> [PROBLEM TO SOLVE]: Copy out the listing that follows, exact in every word, and skip the images.

+ + +

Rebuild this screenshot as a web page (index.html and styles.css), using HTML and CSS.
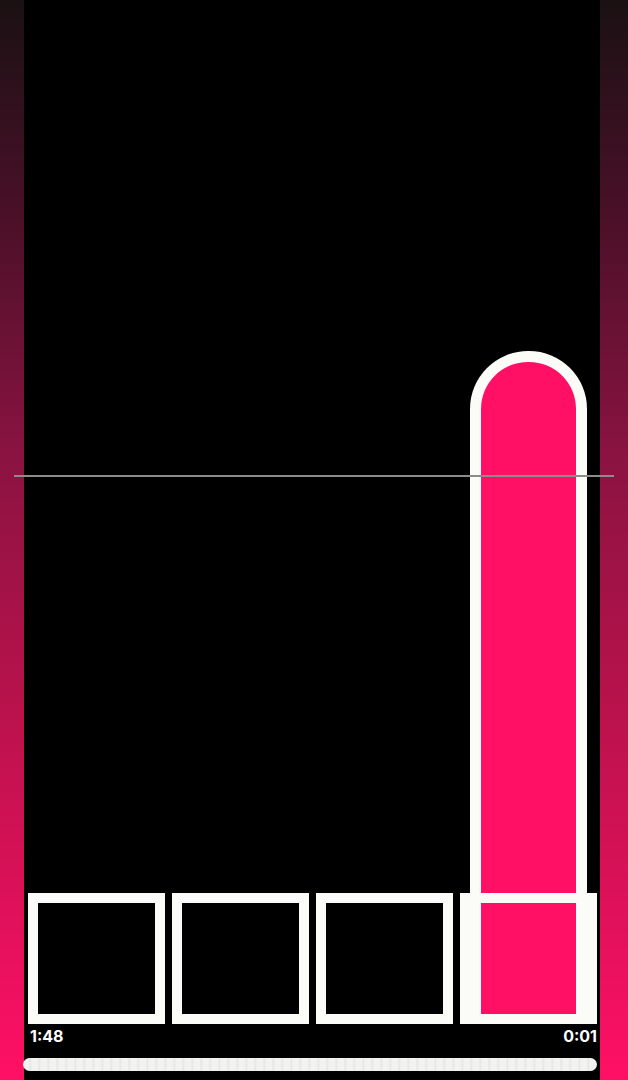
FILE: index.html
```html
<!DOCTYPE html>
<html lang="en">
<head>
  <meta charset="UTF-8" />
  <meta name="viewport" content="width=device-width, initial-scale=1.0"/>
  <title>Recorder</title>
  <link rel="stylesheet" href="styles.css">
</head>
<body>
  <div class="page">
    <div class="side side-left"></div>

    <div class="main">
      <div class="chart">
        <div class="level-bar"></div>
      </div>

      <div class="slots">
        <div class="slot"></div>
        <div class="slot"></div>
        <div class="slot"></div>
        <div class="slot"></div>
      </div>

      <div class="times">
        <span>1:48</span>
        <span>0:01</span>
      </div>

      <div class="progress"></div>
    </div>

    <div class="side side-right"></div>

    <div class="guide"></div>
  </div>
</body>
</html>
```

FILE: styles.css
```css
body {
  margin: 0;
  background-color: #000;
  font-family: Inter, 'Noto Sans', sans-serif;
  color: #fff;
}

.page {
  position: relative;
  display: flex;
  height: 1080px;
  overflow: hidden;
}

.side {
  background: linear-gradient(to bottom, #1a1113 0%, #4a1028 20%, #8a1341 42%, #b8124b 65%, #ff1065 100%);
}

.side-left {
  width: 24px;
}

.side-right {
  width: 28px;
}

.main {
  position: relative;
  width: 576px;
  background-color: #000;
  display: flex;
  flex-direction: column;
}

.chart {
  height: 893px;
}

/* bar sits under the slot frames */
.level-bar {
  position: absolute;
  left: 446px;
  top: 351px;
  width: 95px;
  height: 652px;
  background-color: #ff1065;
  border: 11px solid #fbfbf8;
  border-bottom: none;
  border-radius: 58px 58px 0 0;
}

.slots {
  position: relative;
  z-index: 1;
  display: flex;
  gap: 7px;
  padding-left: 4px;
}

.slot {
  width: 117px;
  height: 111px;
  border: 10px solid #fbfbf8;
}

.times {
  display: flex;
  justify-content: space-between;
  padding: 2px 3px 0 6px;
  font-size: 16px;
  font-weight: 700;
  line-height: 20px;
}

.progress {
  margin: 12px 3px 0 -1px;
  height: 13px;
  border-radius: 7px;
  background: repeating-linear-gradient(to right, #f2f2f0 0, #f2f2f0 6px, #e4e4e2 7px, #f2f2f0 9px);
}

.guide {
  position: absolute;
  left: 14px;
  top: 475px;
  width: 600px;
  height: 2px;
  background-color: #8c8c8c;
}
```
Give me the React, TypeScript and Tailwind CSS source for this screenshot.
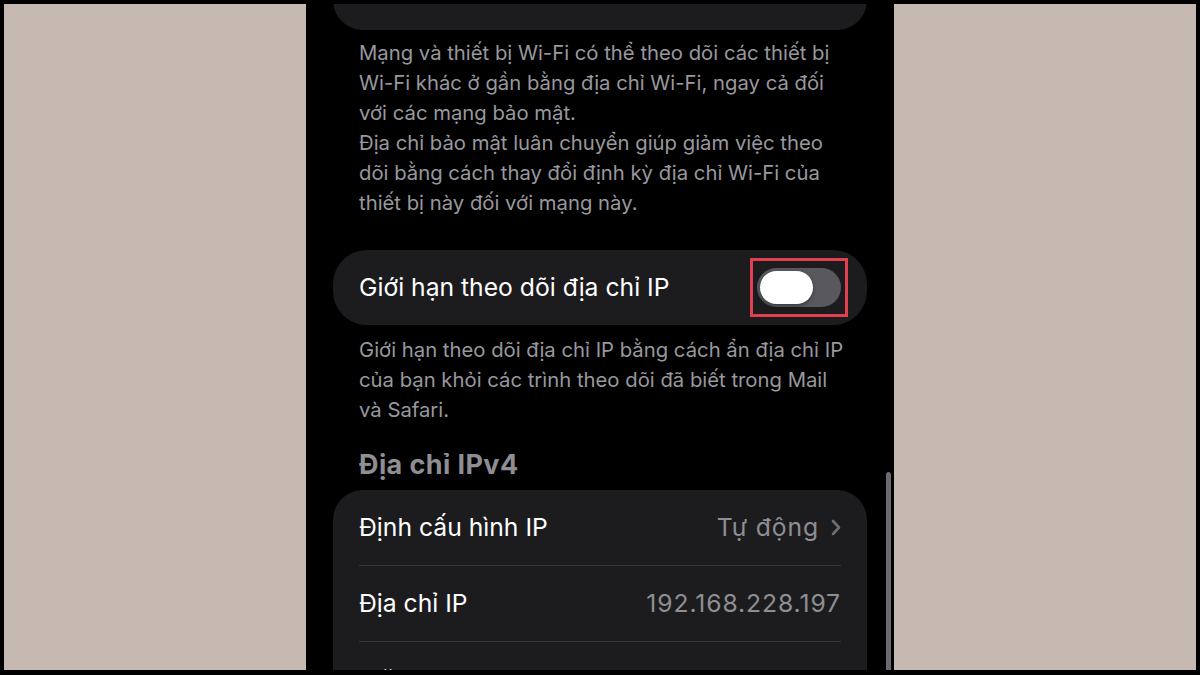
import React from "react";

const font = { fontFamily: "Inter, 'Noto Sans', 'Liberation Sans', sans-serif" };

function Row({ label, value, chevron, last }: { label: string; value: string; chevron?: boolean; last?: boolean }) {
  return (
    <div className="px-[26px]">
      <div className={`flex h-[76px] items-center ${last ? "" : "border-b border-[#38383a]"}`}>
        <span className="text-[24.7px] text-white">{label}</span>
        <div className="ml-auto flex items-center gap-[12px]">
          <span className="text-[24.7px] text-[#8e8e93] tracking-[0.9px]">{value}</span>
          {chevron && (
            <svg width="10" height="17" viewBox="0 0 10 17" fill="none">
              <path d="M2 2l6 6.5L2 15" stroke="#6e6e73" strokeWidth="2.6" strokeLinecap="round" strokeLinejoin="round" />
            </svg>
          )}
        </div>
      </div>
    </div>
  );
}

export default function App() {
  return (
    <div className="w-[1200px] h-[675px] bg-black pt-[4px] pl-[4px] pr-[4px] pb-[5px]" style={font}>
      <div className="h-full w-full bg-[#c5b9b1] flex justify-center overflow-hidden">
        <div className="relative w-[588px] h-full bg-black overflow-hidden">
          <div className="px-[27px]">
            {/* previous group, scrolled mostly out of view */}
            <div className="mt-[-40px] h-[66px] rounded-[30px] bg-[#1c1c1e]" />

            <p className="mt-[8px] pl-[26px] pr-[20px] text-[20.3px] leading-[30px] text-[#98989e]">
              Mạng và thiết bị Wi-Fi có thể theo dõi các thiết bị Wi-Fi khác ở gần bằng địa chỉ Wi-Fi, ngay cả đối với các mạng bảo mật.
              <br />
              Địa chỉ bảo mật luân chuyển giúp giảm việc theo dõi bằng cách thay đổi định kỳ địa chỉ Wi-Fi của thiết bị này đối với mạng này.
            </p>

            <div className="mt-[32px] h-[75px] rounded-[34px] bg-[#1c1c1e] flex items-center pl-[26px] pr-[26px]">
              <span className="text-[24.7px] text-white">Giới hạn theo dõi địa chỉ IP</span>
              <div className="relative ml-auto">
                <div className="w-[84px] h-[39px] rounded-full bg-[#58585d] p-[3px] flex items-center">
                  <div className="w-[53px] h-[33px] rounded-full bg-white shadow-[0_2px_4px_rgba(0,0,0,0.3)]" />
                </div>
                <div className="absolute left-[-7px] top-[-10px] w-[98px] h-[59px] border-[3px] border-[#e0404f]" />
              </div>
            </div>

            <p className="mt-[10px] pl-[26px] pr-[20px] text-[20.3px] leading-[30px] text-[#98989e]">
              Giới hạn theo dõi địa chỉ IP bằng cách ẩn địa chỉ IP của bạn khỏi các trình theo dõi đã biết trong Mail và Safari.
            </p>

            <h3 className="mt-[25px] px-[26px] text-[27px] leading-[30px] font-bold tracking-[0.4px] text-[#8e8e93]">Địa chỉ IPv4</h3>

            <div className="mt-[10px] rounded-[30px] bg-[#1c1c1e]">
              <Row label="Định cấu hình IP" value="Tự động" chevron />
              <Row label="Địa chỉ IP" value="192.168.228.197" />
              <Row label="Mặt nạ mạng con" value="255.255.240.0" last />
            </div>
          </div>

          {/* scroll indicator */}
          <div className="absolute left-[580px] top-[468px] w-[5px] h-[260px] rounded-full bg-[#6b6b6f]" />
        </div>
      </div>
    </div>
  );
}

+ + +

> [EXPECTED ANSWER]:
Rebuild this screenshot as a web page (index.html and styles.css), using HTML and CSS.
FILE: index.html
```html
<!DOCTYPE html>
<html lang="en">
<head>
  <meta charset="UTF-8" />
  <meta name="viewport" content="width=device-width, initial-scale=1.0"/>
  <title>Recorder</title>
  <link rel="stylesheet" href="styles.css">
</head>
<body>
  <div class="page">
    <div class="side side-left"></div>

    <div class="main">
      <div class="chart">
        <div class="level-bar"></div>
      </div>

      <div class="slots">
        <div class="slot"></div>
        <div class="slot"></div>
        <div class="slot"></div>
        <div class="slot"></div>
      </div>

      <div class="times">
        <span>1:48</span>
        <span>0:01</span>
      </div>

      <div class="progress"></div>
    </div>

    <div class="side side-right"></div>

    <div class="guide"></div>
  </div>
</body>
</html>
```

FILE: styles.css
```css
body {
  margin: 0;
  background-color: #000;
  font-family: Inter, 'Noto Sans', sans-serif;
  color: #fff;
}

.page {
  position: relative;
  display: flex;
  height: 1080px;
  overflow: hidden;
}

.side {
  background: linear-gradient(to bottom, #1a1113 0%, #4a1028 20%, #8a1341 42%, #b8124b 65%, #ff1065 100%);
}

.side-left {
  width: 24px;
}

.side-right {
  width: 28px;
}

.main {
  position: relative;
  width: 576px;
  background-color: #000;
  display: flex;
  flex-direction: column;
}

.chart {
  height: 893px;
}

/* bar sits under the slot frames */
.level-bar {
  position: absolute;
  left: 446px;
  top: 351px;
  width: 95px;
  height: 652px;
  background-color: #ff1065;
  border: 11px solid #fbfbf8;
  border-bottom: none;
  border-radius: 58px 58px 0 0;
}

.slots {
  position: relative;
  z-index: 1;
  display: flex;
  gap: 7px;
  padding-left: 4px;
}

.slot {
  width: 117px;
  height: 111px;
  border: 10px solid #fbfbf8;
}

.times {
  display: flex;
  justify-content: space-between;
  padding: 2px 3px 0 6px;
  font-size: 16px;
  font-weight: 700;
  line-height: 20px;
}

.progress {
  margin: 12px 3px 0 -1px;
  height: 13px;
  border-radius: 7px;
  background: repeating-linear-gradient(to right, #f2f2f0 0, #f2f2f0 6px, #e4e4e2 7px, #f2f2f0 9px);
}

.guide {
  position: absolute;
  left: 14px;
  top: 475px;
  width: 600px;
  height: 2px;
  background-color: #8c8c8c;
}
```
Give me the React, TypeScript and Tailwind CSS source for this screenshot.
import React from "react";

const font = { fontFamily: "Inter, 'Noto Sans', 'Liberation Sans', sans-serif" };

function Row({ label, value, chevron, last }: { label: string; value: string; chevron?: boolean; last?: boolean }) {
  return (
    <div className="px-[26px]">
      <div className={`flex h-[76px] items-center ${last ? "" : "border-b border-[#38383a]"}`}>
        <span className="text-[24.7px] text-white">{label}</span>
        <div className="ml-auto flex items-center gap-[12px]">
          <span className="text-[24.7px] text-[#8e8e93] tracking-[0.9px]">{value}</span>
          {chevron && (
            <svg width="10" height="17" viewBox="0 0 10 17" fill="none">
              <path d="M2 2l6 6.5L2 15" stroke="#6e6e73" strokeWidth="2.6" strokeLinecap="round" strokeLinejoin="round" />
            </svg>
          )}
        </div>
      </div>
    </div>
  );
}

export default function App() {
  return (
    <div className="w-[1200px] h-[675px] bg-black pt-[4px] pl-[4px] pr-[4px] pb-[5px]" style={font}>
      <div className="h-full w-full bg-[#c5b9b1] flex justify-center overflow-hidden">
        <div className="relative w-[588px] h-full bg-black overflow-hidden">
          <div className="px-[27px]">
            {/* previous group, scrolled mostly out of view */}
            <div className="mt-[-40px] h-[66px] rounded-[30px] bg-[#1c1c1e]" />

            <p className="mt-[8px] pl-[26px] pr-[20px] text-[20.3px] leading-[30px] text-[#98989e]">
              Mạng và thiết bị Wi-Fi có thể theo dõi các thiết bị Wi-Fi khác ở gần bằng địa chỉ Wi-Fi, ngay cả đối với các mạng bảo mật.
              <br />
              Địa chỉ bảo mật luân chuyển giúp giảm việc theo dõi bằng cách thay đổi định kỳ địa chỉ Wi-Fi của thiết bị này đối với mạng này.
            </p>

            <div className="mt-[32px] h-[75px] rounded-[34px] bg-[#1c1c1e] flex items-center pl-[26px] pr-[26px]">
              <span className="text-[24.7px] text-white">Giới hạn theo dõi địa chỉ IP</span>
              <div className="relative ml-auto">
                <div className="w-[84px] h-[39px] rounded-full bg-[#58585d] p-[3px] flex items-center">
                  <div className="w-[53px] h-[33px] rounded-full bg-white shadow-[0_2px_4px_rgba(0,0,0,0.3)]" />
                </div>
                <div className="absolute left-[-7px] top-[-10px] w-[98px] h-[59px] border-[3px] border-[#e0404f]" />
              </div>
            </div>

            <p className="mt-[10px] pl-[26px] pr-[20px] text-[20.3px] leading-[30px] text-[#98989e]">
              Giới hạn theo dõi địa chỉ IP bằng cách ẩn địa chỉ IP của bạn khỏi các trình theo dõi đã biết trong Mail và Safari.
            </p>

            <h3 className="mt-[25px] px-[26px] text-[27px] leading-[30px] font-bold tracking-[0.4px] text-[#8e8e93]">Địa chỉ IPv4</h3>

            <div className="mt-[10px] rounded-[30px] bg-[#1c1c1e]">
              <Row label="Định cấu hình IP" value="Tự động" chevron />
              <Row label="Địa chỉ IP" value="192.168.228.197" />
              <Row label="Mặt nạ mạng con" value="255.255.240.0" last />
            </div>
          </div>

          {/* scroll indicator */}
          <div className="absolute left-[580px] top-[468px] w-[5px] h-[260px] rounded-full bg-[#6b6b6f]" />
        </div>
      </div>
    </div>
  );
}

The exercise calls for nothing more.